### DATA TO USE
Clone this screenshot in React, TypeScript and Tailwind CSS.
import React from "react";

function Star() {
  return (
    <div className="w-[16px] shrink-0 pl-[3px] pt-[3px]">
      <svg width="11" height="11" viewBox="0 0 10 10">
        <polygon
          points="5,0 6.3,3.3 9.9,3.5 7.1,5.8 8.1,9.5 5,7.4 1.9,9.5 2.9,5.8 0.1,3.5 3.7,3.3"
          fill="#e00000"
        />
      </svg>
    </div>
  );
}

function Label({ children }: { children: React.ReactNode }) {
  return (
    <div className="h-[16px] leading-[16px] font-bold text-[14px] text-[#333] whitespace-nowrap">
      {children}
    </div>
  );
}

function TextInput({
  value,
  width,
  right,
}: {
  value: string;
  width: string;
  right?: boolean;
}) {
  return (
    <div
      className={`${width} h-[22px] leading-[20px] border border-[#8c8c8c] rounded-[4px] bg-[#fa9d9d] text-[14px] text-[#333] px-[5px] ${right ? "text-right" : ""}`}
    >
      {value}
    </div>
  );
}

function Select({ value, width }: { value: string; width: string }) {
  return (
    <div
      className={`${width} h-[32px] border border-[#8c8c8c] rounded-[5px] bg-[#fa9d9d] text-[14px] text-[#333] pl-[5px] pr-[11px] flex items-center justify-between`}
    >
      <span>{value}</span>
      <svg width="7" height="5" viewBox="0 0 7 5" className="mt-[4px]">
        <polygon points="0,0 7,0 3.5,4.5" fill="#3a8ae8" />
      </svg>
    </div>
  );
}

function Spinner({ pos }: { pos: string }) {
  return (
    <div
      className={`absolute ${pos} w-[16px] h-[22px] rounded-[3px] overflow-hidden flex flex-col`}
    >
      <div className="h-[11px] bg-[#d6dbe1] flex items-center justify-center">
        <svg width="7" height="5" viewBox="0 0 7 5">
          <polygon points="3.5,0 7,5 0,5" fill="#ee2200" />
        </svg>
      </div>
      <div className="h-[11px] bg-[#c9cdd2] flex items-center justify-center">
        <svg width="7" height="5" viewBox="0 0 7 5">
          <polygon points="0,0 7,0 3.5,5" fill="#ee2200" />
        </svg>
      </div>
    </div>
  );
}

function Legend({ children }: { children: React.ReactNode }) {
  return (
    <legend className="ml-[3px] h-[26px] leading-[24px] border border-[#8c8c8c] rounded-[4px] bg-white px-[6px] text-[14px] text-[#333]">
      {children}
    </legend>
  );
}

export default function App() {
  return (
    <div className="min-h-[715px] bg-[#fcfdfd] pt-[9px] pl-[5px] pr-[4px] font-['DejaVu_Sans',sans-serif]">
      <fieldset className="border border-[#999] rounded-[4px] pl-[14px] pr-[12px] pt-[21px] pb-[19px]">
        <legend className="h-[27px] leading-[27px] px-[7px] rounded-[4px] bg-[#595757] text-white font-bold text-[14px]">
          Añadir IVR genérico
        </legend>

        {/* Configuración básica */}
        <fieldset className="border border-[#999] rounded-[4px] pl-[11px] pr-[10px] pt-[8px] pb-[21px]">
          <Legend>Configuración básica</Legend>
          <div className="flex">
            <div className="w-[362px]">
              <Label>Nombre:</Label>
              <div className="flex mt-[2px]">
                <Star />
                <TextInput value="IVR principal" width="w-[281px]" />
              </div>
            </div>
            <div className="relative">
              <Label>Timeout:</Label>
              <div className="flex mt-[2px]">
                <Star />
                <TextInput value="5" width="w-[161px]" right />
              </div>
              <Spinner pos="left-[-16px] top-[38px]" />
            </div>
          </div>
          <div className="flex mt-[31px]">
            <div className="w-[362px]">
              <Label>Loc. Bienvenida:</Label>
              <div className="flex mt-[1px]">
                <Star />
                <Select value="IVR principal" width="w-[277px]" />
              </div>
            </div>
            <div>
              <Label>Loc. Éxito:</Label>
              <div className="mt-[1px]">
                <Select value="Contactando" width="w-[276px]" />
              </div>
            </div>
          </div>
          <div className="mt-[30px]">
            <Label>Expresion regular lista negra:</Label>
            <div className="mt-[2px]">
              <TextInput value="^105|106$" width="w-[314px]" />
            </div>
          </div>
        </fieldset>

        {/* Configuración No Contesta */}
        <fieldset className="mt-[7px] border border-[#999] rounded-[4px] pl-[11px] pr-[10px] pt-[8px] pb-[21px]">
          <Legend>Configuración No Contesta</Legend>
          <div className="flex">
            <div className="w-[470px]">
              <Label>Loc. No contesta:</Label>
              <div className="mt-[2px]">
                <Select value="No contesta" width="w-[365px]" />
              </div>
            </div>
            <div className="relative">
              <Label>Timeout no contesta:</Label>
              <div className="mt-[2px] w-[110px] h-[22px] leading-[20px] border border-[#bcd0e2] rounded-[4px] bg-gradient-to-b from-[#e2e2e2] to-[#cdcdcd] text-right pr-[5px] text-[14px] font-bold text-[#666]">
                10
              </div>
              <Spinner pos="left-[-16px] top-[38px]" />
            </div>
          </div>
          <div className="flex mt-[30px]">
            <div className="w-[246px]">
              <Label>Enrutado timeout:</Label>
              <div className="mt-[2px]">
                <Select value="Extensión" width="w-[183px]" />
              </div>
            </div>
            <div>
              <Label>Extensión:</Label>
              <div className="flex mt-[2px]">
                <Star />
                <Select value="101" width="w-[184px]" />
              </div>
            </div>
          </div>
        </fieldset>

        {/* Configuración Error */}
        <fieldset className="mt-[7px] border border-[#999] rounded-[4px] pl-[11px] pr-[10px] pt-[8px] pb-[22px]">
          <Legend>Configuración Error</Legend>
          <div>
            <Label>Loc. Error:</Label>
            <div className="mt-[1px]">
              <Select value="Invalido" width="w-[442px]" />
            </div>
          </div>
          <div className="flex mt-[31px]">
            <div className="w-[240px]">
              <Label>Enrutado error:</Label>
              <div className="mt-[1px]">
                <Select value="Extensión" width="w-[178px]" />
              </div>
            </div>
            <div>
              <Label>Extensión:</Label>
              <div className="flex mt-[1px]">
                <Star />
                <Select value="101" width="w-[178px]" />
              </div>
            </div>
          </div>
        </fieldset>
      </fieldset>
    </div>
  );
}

...

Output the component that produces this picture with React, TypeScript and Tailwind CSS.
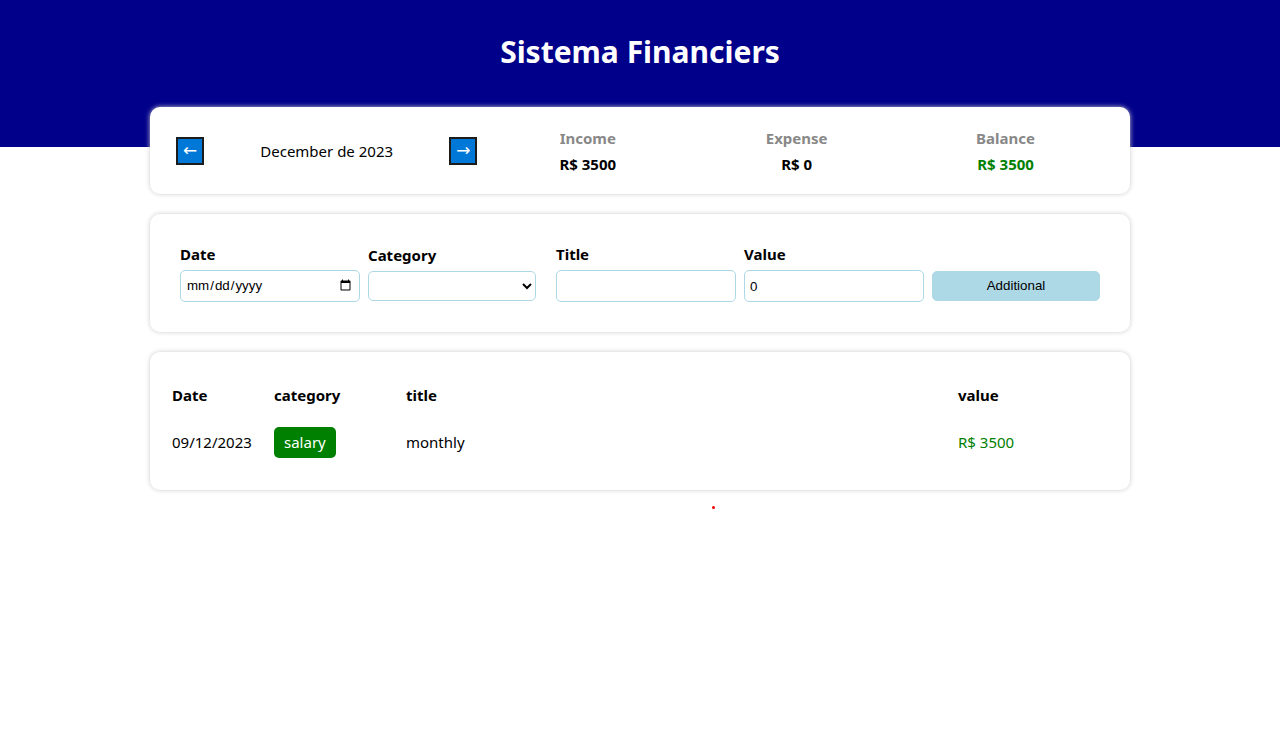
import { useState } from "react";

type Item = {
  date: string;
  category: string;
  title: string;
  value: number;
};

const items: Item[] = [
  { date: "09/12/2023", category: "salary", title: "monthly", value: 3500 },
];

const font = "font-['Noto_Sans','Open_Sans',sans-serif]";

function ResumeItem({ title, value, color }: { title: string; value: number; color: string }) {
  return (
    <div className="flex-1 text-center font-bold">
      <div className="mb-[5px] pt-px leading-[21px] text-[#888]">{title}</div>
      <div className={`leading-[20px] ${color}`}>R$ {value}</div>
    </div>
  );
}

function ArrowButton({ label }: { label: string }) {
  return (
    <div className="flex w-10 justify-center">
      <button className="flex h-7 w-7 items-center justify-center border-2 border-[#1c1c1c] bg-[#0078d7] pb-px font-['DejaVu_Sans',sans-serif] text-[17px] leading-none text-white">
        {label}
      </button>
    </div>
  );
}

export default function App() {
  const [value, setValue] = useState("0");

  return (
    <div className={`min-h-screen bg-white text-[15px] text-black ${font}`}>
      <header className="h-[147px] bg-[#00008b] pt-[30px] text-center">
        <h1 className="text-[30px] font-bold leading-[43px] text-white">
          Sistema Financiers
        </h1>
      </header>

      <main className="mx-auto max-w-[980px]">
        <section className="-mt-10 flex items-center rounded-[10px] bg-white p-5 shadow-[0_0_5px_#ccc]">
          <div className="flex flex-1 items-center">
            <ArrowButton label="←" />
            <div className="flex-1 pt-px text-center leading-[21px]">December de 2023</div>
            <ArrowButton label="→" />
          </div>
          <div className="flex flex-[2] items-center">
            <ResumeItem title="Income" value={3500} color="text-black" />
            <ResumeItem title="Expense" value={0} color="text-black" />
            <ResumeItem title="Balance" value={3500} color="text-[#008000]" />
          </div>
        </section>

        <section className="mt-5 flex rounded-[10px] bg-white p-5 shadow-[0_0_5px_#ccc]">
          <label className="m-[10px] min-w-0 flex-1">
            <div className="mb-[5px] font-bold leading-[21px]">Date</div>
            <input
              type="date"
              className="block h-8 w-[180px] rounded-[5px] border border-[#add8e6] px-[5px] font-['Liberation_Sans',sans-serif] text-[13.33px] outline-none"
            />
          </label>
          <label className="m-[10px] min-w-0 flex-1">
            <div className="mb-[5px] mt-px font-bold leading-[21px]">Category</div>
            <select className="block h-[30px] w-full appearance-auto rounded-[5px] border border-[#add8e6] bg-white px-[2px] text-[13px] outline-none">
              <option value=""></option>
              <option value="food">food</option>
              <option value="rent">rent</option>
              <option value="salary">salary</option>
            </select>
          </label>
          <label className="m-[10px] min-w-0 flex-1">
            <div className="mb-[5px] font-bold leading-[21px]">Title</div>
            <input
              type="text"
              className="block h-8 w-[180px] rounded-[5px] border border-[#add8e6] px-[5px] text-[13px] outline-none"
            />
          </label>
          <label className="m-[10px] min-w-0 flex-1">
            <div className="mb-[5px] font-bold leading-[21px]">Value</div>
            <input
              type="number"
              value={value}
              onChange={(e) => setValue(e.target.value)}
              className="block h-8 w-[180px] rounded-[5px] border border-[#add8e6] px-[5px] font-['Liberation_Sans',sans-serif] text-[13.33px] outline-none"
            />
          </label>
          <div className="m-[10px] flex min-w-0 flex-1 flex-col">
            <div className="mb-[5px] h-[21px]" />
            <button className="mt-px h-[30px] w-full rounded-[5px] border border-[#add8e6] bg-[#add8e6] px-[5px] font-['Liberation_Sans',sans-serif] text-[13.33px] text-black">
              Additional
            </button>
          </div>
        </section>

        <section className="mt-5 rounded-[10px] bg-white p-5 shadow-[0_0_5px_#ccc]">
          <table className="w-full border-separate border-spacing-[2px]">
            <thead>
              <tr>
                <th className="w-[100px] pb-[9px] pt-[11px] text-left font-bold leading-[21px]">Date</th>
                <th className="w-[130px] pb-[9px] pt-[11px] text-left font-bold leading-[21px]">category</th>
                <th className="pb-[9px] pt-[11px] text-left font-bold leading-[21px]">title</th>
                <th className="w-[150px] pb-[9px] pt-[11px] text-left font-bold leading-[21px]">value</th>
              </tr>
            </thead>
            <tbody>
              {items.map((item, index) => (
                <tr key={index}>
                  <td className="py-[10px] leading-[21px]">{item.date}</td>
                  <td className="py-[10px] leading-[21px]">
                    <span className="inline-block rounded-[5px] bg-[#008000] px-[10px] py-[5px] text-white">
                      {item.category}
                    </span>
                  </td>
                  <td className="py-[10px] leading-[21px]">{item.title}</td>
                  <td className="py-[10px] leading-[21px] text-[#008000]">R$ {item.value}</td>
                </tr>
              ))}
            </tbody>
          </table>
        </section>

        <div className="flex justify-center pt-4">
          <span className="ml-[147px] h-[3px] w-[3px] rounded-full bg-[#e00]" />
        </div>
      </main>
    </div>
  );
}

### EXERCISE PROMPT
Exactly how many lines in the data above contain the word "Tailwind"? Respond with the number and nothing more.

### EXPECTED ANSWER
2